OP commeleciel 1 / 3  
May 6, 2009   #7
any advice on the word count?? its 500+ and the instructions say 300-500...
EF_Kevin 8 / 13053  
May 7, 2009   #8
Stephen King says that the second draft should = the first draft minus 10%.

So...I thought you could stand to cut some from the 3rd paragraph, but you have to decide what feels like the right part to cut. You can also reread it and see if you find any ways to make sentences shorter. It's not just to get within the wordcount; saying more with fewer words is more powerful!

:)
EF_Sean 6 / 3460  
May 8, 2009   #9
Cutting is easy, when it other people's writing you are cutting. When you have to cut your own stuff, it is hard, unless a year or so has gone by since you wrote it, because you still remember how much effort the material you have to cut cost you. That said, here's some brutal slashing for you:

Before: "With all the many different schools out there to choose from, I specifically knew what I wanted. I was in search for something extra; an institution that would give me more than just a mediocre overview of International Event management"
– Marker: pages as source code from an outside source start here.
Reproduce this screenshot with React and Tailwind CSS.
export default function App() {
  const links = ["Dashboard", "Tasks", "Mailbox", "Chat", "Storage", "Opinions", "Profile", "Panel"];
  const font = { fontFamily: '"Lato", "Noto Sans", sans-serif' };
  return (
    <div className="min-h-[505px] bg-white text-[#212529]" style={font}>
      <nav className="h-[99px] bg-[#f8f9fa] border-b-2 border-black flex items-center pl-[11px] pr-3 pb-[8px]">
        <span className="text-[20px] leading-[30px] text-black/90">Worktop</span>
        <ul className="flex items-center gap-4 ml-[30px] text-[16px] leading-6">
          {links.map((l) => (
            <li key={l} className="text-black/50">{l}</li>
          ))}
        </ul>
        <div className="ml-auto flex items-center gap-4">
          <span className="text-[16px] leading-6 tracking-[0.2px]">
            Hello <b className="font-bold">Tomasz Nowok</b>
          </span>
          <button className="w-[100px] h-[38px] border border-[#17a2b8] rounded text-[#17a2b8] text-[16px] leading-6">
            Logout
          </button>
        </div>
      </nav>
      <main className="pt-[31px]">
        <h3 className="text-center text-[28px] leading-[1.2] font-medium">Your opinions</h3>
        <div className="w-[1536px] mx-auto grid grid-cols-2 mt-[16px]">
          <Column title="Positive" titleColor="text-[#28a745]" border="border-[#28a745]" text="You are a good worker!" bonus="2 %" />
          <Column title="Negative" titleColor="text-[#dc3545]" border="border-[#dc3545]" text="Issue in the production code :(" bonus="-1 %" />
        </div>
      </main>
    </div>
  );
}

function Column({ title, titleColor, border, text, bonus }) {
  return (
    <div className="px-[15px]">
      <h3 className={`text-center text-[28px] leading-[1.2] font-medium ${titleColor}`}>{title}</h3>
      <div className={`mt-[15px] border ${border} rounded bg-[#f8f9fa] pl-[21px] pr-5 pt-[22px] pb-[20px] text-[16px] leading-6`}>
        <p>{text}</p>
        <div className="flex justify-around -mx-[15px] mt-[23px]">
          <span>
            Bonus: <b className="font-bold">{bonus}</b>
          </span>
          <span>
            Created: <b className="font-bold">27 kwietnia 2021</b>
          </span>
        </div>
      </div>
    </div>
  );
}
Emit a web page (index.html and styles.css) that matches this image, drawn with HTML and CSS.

After: "I'm seeking a institution that will provide me an in-depth education in International Event Management."

Before: "Subsequent to my extensive research on your institution, I found some of the more alluring elements of EBSL to be its student diversity, its focus on the importance of teaching different languages, and its locality. All of these elements make my goal of one day being a respected dominant force in this industry become much more attainable."

After: "EBSL appeals to me because of its student diversity, it multilingual nature, and its exciting location." The opening clause and last sentence don't really say anything worthwhile, so I eliminated them altogether.

And so on. You can do this yourself for the rest of the essay, if you can make yourself forget the effort you put in to create the first draft. Then it's easy -- just cut anything that begins to bore you.